## [Exercise goal]
Copy each line below in which the string "this" occurs.

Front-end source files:
# # # # #
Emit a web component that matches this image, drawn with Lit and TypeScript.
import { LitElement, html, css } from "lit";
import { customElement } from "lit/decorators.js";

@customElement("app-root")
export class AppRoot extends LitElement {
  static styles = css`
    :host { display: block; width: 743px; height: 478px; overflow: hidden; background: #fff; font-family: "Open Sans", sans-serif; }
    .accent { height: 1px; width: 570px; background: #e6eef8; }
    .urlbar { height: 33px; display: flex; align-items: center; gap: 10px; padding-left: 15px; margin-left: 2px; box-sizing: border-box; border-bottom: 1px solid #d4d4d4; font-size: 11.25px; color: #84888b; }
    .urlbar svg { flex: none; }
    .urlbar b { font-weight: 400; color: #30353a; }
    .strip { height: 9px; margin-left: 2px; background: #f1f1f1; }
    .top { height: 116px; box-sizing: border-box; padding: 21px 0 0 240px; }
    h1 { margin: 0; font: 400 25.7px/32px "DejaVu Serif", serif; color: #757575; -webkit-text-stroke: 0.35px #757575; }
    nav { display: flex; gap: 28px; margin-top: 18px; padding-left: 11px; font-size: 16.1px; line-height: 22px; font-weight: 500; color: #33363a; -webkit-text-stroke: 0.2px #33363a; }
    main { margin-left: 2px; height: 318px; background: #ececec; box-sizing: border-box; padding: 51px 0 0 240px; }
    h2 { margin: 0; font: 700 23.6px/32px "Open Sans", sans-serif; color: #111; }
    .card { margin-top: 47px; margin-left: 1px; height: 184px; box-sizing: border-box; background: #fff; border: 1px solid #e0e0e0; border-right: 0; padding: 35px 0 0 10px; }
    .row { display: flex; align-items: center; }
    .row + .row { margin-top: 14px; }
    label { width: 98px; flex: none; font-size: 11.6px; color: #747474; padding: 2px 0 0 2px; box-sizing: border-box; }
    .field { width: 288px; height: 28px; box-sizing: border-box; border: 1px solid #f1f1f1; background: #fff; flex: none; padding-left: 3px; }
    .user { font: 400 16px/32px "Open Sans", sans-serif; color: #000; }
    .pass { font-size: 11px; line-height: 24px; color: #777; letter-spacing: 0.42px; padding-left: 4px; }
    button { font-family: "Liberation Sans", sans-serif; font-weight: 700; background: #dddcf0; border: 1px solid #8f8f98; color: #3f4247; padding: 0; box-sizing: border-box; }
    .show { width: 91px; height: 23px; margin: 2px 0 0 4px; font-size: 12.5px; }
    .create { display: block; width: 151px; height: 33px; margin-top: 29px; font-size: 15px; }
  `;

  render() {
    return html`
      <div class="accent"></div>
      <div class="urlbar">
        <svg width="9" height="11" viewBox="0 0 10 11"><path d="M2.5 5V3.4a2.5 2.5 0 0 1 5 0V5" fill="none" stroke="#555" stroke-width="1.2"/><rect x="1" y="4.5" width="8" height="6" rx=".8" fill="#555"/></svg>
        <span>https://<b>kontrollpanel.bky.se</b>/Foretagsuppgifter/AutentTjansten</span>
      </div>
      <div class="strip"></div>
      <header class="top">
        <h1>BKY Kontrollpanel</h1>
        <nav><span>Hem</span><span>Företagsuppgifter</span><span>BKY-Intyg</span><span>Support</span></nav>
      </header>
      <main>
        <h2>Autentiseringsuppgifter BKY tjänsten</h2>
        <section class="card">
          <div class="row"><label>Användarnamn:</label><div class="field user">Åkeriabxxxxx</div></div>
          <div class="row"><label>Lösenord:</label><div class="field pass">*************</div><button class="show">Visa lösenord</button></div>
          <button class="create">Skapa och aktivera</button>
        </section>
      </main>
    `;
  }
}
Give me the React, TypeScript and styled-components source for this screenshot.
# # # # #
## [Answer to the problem]
Emit a web component that matches this image, drawn with Lit and TypeScript.
Give me the React, TypeScript and styled-components source for this screenshot.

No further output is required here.